Neuromarketing studies consumers’ cognitive responses to marketing stimuli. It enables researchers to get inside the minds of consumers and measure emotional and cognitive responses as they mentally process and respond to stimuli.
Neuromarketing aims to understand the mental processes that drive consumer behavior. The primary principle behind neuromarketing is that most consumers make most purchase decisions using short cuts in order to accelerate the decision making process. These decisions are based more on System 1 thinking (intuitive, subconscious, effortless, emotional, fast) rather than System 2 thinking (deliberate, conscious reasoning, effort based, logical, slow). It is the emotional reptilian brain that drives System 1 thinking rather than the analytical neocortex.
Once the thinking process behind subconscious thought is better understood, marketers can use priming to influence thinking and behavior by creating emotional associations within campaigns that influence what consumers think and do.
Because emotional and subconscious thought is difficult for consumers to verbally or consciously express, biometric research tools are used to measure and understand subconscious thought. Listed below are some of the most common biometric research tools.
Eye Tracking is typically accomplished by having the subject wear glasses to track eye movement. The glasses record exactly what the person looks at and the path their eyes take. The data is then analyzed and typically combined with multiple subjects who have been exposed to the same visual stimuli in order to produce a heat map showing what the individuals looked at. Pupil size can also be measured in order to gauge emotion.
EEG (electroencephalogram) is a brain imaging technique that measures electrical brain activity using electrodes attached to the scalp.

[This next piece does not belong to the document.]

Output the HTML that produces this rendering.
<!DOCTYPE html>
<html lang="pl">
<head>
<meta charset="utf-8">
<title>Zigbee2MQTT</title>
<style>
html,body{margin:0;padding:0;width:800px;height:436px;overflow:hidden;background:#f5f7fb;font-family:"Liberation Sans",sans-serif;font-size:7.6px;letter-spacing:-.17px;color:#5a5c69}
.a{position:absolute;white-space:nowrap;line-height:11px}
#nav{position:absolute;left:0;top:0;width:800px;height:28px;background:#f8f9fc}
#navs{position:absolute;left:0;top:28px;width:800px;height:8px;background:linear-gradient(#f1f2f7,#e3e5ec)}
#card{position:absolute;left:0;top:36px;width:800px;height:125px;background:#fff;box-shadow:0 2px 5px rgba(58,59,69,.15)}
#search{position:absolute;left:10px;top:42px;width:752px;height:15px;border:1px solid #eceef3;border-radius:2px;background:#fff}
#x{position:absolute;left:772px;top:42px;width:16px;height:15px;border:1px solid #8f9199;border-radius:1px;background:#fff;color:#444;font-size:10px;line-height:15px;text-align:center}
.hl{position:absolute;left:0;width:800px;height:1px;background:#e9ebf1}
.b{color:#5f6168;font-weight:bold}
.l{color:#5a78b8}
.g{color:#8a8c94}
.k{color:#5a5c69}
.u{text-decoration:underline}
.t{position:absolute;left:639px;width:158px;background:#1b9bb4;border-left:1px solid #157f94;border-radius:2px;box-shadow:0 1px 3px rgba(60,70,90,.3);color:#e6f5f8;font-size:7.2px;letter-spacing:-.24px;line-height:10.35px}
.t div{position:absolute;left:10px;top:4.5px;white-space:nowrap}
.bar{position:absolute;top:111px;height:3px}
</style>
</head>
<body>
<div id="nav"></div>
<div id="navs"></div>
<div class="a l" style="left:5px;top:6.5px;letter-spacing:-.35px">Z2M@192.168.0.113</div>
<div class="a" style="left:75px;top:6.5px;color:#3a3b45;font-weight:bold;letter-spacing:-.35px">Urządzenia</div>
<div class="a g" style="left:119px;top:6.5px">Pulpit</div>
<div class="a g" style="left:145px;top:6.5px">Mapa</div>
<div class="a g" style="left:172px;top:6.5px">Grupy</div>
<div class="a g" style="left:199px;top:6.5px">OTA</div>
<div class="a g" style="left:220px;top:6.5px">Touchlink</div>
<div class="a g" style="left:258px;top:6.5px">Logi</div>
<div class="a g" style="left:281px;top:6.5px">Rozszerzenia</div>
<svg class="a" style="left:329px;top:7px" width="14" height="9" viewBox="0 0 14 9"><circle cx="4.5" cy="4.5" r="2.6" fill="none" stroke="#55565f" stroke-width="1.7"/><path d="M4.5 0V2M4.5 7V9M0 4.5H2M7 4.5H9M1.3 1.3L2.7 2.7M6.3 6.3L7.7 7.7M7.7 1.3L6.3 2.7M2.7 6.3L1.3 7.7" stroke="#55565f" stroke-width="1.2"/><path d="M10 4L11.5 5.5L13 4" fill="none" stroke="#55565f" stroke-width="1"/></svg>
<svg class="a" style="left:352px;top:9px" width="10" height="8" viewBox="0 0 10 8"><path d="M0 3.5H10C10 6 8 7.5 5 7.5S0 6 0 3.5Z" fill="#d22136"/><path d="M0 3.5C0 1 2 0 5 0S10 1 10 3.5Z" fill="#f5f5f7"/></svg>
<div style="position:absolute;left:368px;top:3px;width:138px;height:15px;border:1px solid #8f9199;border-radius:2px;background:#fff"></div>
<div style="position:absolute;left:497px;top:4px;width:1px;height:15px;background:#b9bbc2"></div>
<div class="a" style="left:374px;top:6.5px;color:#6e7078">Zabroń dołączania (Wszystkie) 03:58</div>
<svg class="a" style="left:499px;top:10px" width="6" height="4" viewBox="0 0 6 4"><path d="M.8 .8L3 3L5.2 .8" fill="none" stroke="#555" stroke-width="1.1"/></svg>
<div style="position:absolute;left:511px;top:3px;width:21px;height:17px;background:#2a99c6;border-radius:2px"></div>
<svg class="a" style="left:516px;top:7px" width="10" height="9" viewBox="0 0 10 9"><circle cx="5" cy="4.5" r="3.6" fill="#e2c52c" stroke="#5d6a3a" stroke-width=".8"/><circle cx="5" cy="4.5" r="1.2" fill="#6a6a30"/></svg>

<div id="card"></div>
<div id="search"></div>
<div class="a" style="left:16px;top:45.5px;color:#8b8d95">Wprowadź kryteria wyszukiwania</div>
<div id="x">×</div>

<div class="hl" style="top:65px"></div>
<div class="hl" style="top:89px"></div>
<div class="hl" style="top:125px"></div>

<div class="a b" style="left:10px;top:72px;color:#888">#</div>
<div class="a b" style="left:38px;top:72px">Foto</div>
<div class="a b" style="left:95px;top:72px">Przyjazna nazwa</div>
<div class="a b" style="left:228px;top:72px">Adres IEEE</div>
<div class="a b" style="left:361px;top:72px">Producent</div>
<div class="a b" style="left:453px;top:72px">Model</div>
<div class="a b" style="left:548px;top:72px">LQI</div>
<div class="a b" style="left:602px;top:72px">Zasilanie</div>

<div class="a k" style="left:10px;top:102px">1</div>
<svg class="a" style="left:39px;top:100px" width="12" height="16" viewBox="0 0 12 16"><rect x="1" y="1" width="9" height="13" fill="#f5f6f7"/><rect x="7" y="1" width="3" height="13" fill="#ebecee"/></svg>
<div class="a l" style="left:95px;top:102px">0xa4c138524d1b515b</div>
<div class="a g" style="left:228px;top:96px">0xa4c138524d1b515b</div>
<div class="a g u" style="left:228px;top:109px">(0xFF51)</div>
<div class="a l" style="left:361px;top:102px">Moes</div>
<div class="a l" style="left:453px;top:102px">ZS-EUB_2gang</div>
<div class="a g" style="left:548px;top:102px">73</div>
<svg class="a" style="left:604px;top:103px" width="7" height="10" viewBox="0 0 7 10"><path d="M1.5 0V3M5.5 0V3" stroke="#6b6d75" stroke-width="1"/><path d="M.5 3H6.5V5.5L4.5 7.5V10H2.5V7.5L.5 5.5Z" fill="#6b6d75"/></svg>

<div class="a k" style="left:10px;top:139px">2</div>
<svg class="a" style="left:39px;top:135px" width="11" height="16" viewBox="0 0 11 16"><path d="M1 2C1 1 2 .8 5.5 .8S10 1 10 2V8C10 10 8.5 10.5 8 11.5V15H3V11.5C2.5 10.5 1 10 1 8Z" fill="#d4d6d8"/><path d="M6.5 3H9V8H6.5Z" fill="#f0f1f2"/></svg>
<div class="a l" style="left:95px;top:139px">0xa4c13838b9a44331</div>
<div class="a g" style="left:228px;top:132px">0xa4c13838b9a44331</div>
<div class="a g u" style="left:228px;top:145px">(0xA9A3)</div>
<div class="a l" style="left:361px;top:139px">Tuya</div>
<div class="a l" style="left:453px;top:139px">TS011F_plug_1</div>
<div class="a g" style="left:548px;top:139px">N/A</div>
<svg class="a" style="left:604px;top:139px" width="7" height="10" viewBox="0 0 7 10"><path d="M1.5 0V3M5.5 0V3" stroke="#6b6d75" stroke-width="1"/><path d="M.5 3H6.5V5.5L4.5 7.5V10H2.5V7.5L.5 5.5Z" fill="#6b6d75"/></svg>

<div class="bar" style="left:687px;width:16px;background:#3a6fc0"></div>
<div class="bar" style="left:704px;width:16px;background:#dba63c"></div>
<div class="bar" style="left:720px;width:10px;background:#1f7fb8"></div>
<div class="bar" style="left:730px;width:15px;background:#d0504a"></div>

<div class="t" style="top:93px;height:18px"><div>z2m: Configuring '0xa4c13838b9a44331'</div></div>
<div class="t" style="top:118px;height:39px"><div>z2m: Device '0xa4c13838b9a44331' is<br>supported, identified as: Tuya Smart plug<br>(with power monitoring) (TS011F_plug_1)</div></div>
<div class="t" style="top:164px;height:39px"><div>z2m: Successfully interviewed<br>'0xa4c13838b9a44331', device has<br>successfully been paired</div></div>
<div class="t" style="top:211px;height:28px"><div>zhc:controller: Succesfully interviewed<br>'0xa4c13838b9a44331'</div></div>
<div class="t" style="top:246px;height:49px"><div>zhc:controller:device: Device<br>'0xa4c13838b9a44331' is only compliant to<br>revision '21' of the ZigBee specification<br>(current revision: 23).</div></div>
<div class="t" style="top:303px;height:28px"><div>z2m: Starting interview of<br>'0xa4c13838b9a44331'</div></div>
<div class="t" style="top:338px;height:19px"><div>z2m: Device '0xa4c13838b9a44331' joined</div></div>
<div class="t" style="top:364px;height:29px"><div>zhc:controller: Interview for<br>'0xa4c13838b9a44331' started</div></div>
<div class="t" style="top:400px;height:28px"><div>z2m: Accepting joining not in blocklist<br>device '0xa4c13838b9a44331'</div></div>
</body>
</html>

It is often used to measure attention, emotion, and memory as the subject watches different test versions of an ad. EEG is frequently used in conjunction with eye-tracking.

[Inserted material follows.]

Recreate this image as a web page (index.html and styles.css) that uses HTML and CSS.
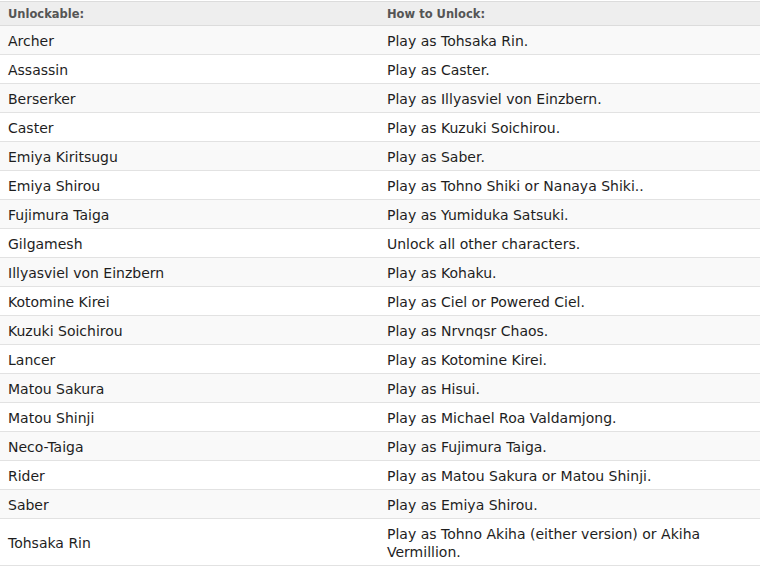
FILE: index.html
```html
<!DOCTYPE html>
<html>
<head>
<meta charset="utf-8">
<link rel="stylesheet" href="styles.css">
</head>
<body>
<table class="unlocks">
  <thead>
    <tr><th class="c1">Unlockable:</th><th class="c2">How to Unlock:</th></tr>
  </thead>
  <tbody>
    <tr><td>Archer</td><td>Play as Tohsaka Rin.</td></tr>
    <tr><td>Assassin</td><td>Play as Caster.</td></tr>
    <tr><td>Berserker</td><td>Play as Illyasviel von Einzbern.</td></tr>
    <tr><td>Caster</td><td>Play as Kuzuki Soichirou.</td></tr>
    <tr><td>Emiya Kiritsugu</td><td>Play as Saber.</td></tr>
    <tr><td>Emiya Shirou</td><td>Play as Tohno Shiki or Nanaya Shiki..</td></tr>
    <tr><td>Fujimura Taiga</td><td>Play as Yumiduka Satsuki.</td></tr>
    <tr><td>Gilgamesh</td><td>Unlock all other characters.</td></tr>
    <tr><td>Illyasviel von Einzbern</td><td>Play as Kohaku.</td></tr>
    <tr><td>Kotomine Kirei</td><td>Play as Ciel or Powered Ciel.</td></tr>
    <tr><td>Kuzuki Soichirou</td><td>Play as Nrvnqsr Chaos.</td></tr>
    <tr><td>Lancer</td><td>Play as Kotomine Kirei.</td></tr>
    <tr><td>Matou Sakura</td><td>Play as Hisui.</td></tr>
    <tr><td>Matou Shinji</td><td>Play as Michael Roa Valdamjong.</td></tr>
    <tr><td>Neco-Taiga</td><td>Play as Fujimura Taiga.</td></tr>
    <tr><td>Rider</td><td>Play as Matou Sakura or Matou Shinji.</td></tr>
    <tr><td>Saber</td><td>Play as Emiya Shirou.</td></tr>
    <tr><td>Tohsaka Rin</td><td>Play as Tohno Akiha (either version) or Akiha Vermillion.</td></tr>
  </tbody>
</table>
</body>
</html>
```
FILE: styles.css
```css
html, body {
  margin: 0;
  padding: 0;
  background: #fff;
}
body {
  padding-top: 1px;
  font-family: "DejaVu Sans", Verdana, sans-serif;
  color: #1e1e1e;
}
.unlocks {
  width: 760px;
  border-collapse: collapse;
  table-layout: fixed;
}
.unlocks th {
  background: #eeeeee;
  color: #555;
  font-size: 11.5px;
  font-weight: bold;
  text-align: left;
  line-height: 14px;
  padding: 5px 8px 4px;
  border-top: 1px solid #dcdcdc;
  border-bottom: 1px solid #dcdcdc;
}
.unlocks .c1 {
  width: 363px;
}
.unlocks td {
  font-size: 14px;
  line-height: 18px;
  padding: 6px 8px 4px;
  border-bottom: 1px solid #e2e2e2;
  vertical-align: middle;
}
.unlocks tbody tr:nth-child(odd) {
  background: #f9f9f9;
}
.unlocks tbody tr:nth-child(even) {
  background: #fff;
}
```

GSR (galvanic skin response) measures the electric conductance of a person’s skin. Because GSR can’t tell which emotion is being experienced, it is often used in conjunction with eye-tracking or other biometric measures to put the results in context and help fill in the blanks.
Facial EMG (electrodiagnostic medical technique). With facial EMG, electrodes are attached to the face in order to measure the electrical impulses associated with the movements of facial muscles, and thus assess emotion, while they are exposed to stimuli. The sensitivity can be accurate enough to capture emotion even when subjects are instructed to no express emotion.
fMRI (functional magnetic resonance imaging) tracks the blood flow throughout the brain of the subject using a giant magnet as they respond to stimuli. It enables neuroscientists to analyze the pleasure centers of the brain. The more desirable the stimuli, the more significant the changes in blood flow are in the associated region of the brain.